With the rise ubiquitous technology, cybercrime is soaring across the globe. The 2016 Norton Cybersecurity Insights Report demonstrates the rise in online fraud and explains its impact on consumers.
Consumers worldwide felt the danger of cyber crime last year, with over 594 Million consumers affected globally. In Norton’s report, 62% of consumers surveyed believe that their credit card data will eventually be stolen online while the other 38% believe that their credit card information will be stolen in person from their wallet. In addition, 47% of these respondents reported that they have fallen victim to cybercrime. While that is a relatively high stat, 40% of these respondents say they “feel personally responsible after they have been a victim”.
Clearly consumers are concerned about their security online, however both Canadian consumers and US consumers would not want to give up their credit card. Norton states that “70% of Canadian consumers would rather cancel dinner plans with a best friend than have to cancel their debit/credit card.” The state the same state for the US as well.
Additionally the report suggests that consumers aren’t particularly careful when it comes to protecting themselves.
So how bad was cybercrime in Canada last year?
About 7 Million Canadians were hit by cybercrime last year, which in terms of percent of the entire population is about 19% of Canadians.
Of these 7 Million, about 2 Billion dollars were lost to cybercrime in Canada. Compared to the global report, focusing on 17 countries, Canada is a very small percentage with the global loss in cybercrime at $150 Billion and a near 600 Million consumers hit.
Fran Rosch executive vice president of Norton by Symantec said “Consumer confidence was rocked in 2014 by an unprecedented number of mega breaches that exposed the identities of millions of people who were simply making routine purchases from well-known retailers.” Their findings demonstrate that the headlines of major breaches from last year hurt consumer confidence in mobile and online activity. Unfortunately, the damage hasn’t motivated people to adopt simple protection measures to protect consumer data online and on mobile devices.

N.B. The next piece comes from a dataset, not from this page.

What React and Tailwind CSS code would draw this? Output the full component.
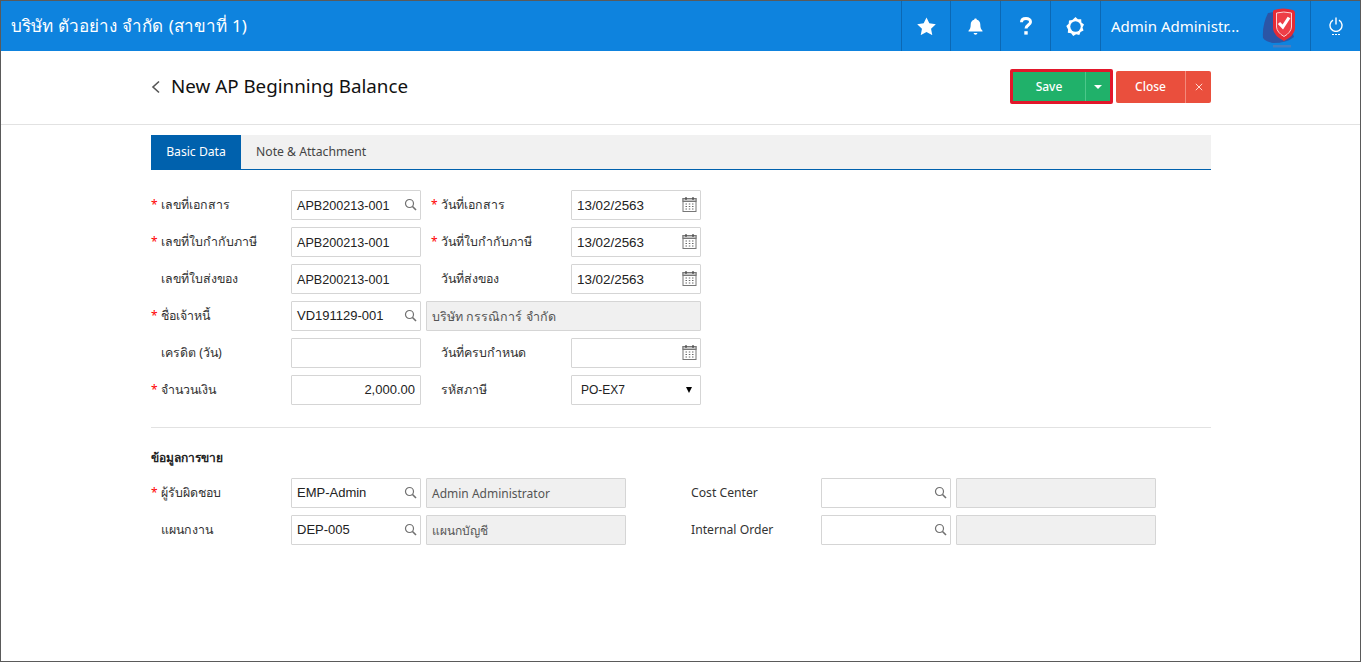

Despite these findings, ecommerce accounted for 6% of total retail spending and the numbers keep rising. Canadian consumers will continue shopping online. So how badly does this really affect consumer trust in online and mobile security? Not badly at all, so what should consumers do to protect themselves?
Consumers can protect themselves by using password best practices and keeping this information to themselves. From the Norton report, 64% of consumers don’t “always” use a secure password online.
When choosing a password, use a strong password that is confidential to the password owner and when possible use two-factor authentication. Two-factor authentication provides a second layer of security requiring extra information when logging in. This makes it extremely difficult for your information to get stolen and usually is something the individual knows (the individual’s password) and something they physically have, typically an app on a smartphone that can approve authentication requests.
Consumers can also protect themselves by educating themselves on cybersecurity. The more consumers are weary of what’s out there and knowledgeable, the less likely they will fall into a trap.
As cybercrime increases, it’s important that consumers take one step at a time to ensure their data is safe and sound.